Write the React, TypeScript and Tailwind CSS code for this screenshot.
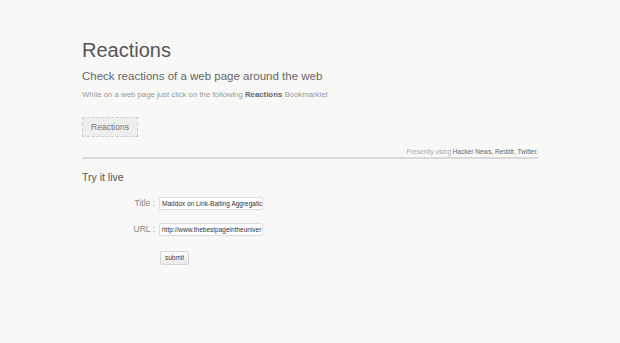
import React from "react";

export default function App() {
  return (
    <div
      className="w-[620px] h-[343px] bg-[#f8f8f6] overflow-hidden"
      style={{ fontFamily: '"Liberation Sans", Arial, sans-serif' }}
    >
      <div className="ml-[82px] w-[456px] pt-[38px]">
        <h1 className="text-[20px] leading-[24px] text-[#555]">Reactions</h1>
        <h2 className="mt-[7px] text-[11.5px] leading-[14px] text-[#666]">
          Check reactions of a web page around the web
        </h2>
        <p className="mt-[7px] text-[7.8px] leading-[10px] text-[#999]">
          While on a web page just click on the following{" "}
          <b className="text-[#666] font-bold">Reactions</b> Bookmarklet
        </p>
        <div className="mt-[17px] flex">
          <span className="w-[56px] h-[20px] flex items-center justify-center border border-dashed border-[#cfcfcf] bg-[#eeeeec] text-[8.5px] text-[#777]">
            Reactions
          </span>
        </div>
        <div className="mt-[11px] text-right text-[6.5px] leading-[8px] text-[#aaa]">
          Presently using <span className="text-[#666]">Hacker News, Reddit, Twitter.</span>
        </div>
        <div className="mt-[1px] h-[2px] bg-[#d9d9d7]" />
        <h3 className="mt-[11px] text-[10.5px] leading-[14px] text-[#555]">Try it live</h3>
        <div className="mt-[13px] flex flex-col">
          <div className="flex items-center h-[13px]">
            <label className="w-[77px] text-right pr-[4px] text-[8.5px] text-[#888]">Title :</label>
            <div className="w-[104px] h-[13px] bg-white border border-[#e0e0e0] rounded-[2px] shadow-[0_0_1px_rgba(0,0,0,0.1)] flex items-center px-[2px] overflow-hidden whitespace-nowrap text-[6.5px] text-[#333]">
              Maddox on Link-Baiting Aggregatic
            </div>
          </div>
          <div className="mt-[13px] flex items-center h-[13px]">
            <label className="w-[77px] text-right pr-[4px] text-[8.5px] text-[#888]">URL :</label>
            <div className="w-[104px] h-[13px] bg-white border border-[#e0e0e0] rounded-[2px] shadow-[0_0_1px_rgba(0,0,0,0.1)] flex items-center px-[2px] overflow-hidden whitespace-nowrap text-[6.5px] text-[#333]">
              http://www.thebestpageintheuniver
            </div>
          </div>
          <div className="mt-[15px] flex">
            <div className="ml-[78px] w-[29px] h-[14px] border border-[#d6d6d6] rounded-[2px] bg-gradient-to-b from-[#fdfdfd] to-[#e9e9e9] flex items-center justify-center text-[6.5px] text-[#444]">
              submit
            </div>
          </div>
        </div>
      </div>
    </div>
  );
}
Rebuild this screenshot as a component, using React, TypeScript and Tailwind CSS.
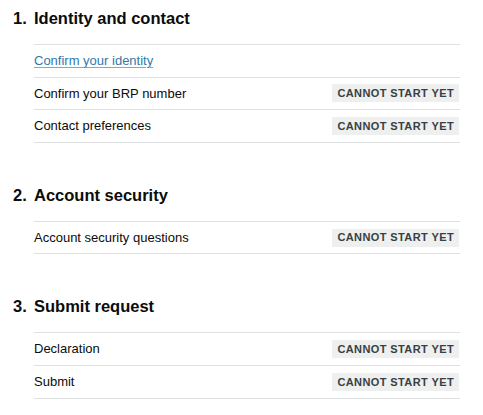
══════════
Quote only what lies between the first line of the records and the line containing "import React from", please, including both lines and excluding images.

• **Written reply**
Write the React, TypeScript and Tailwind CSS code for this screenshot.
import React from "react";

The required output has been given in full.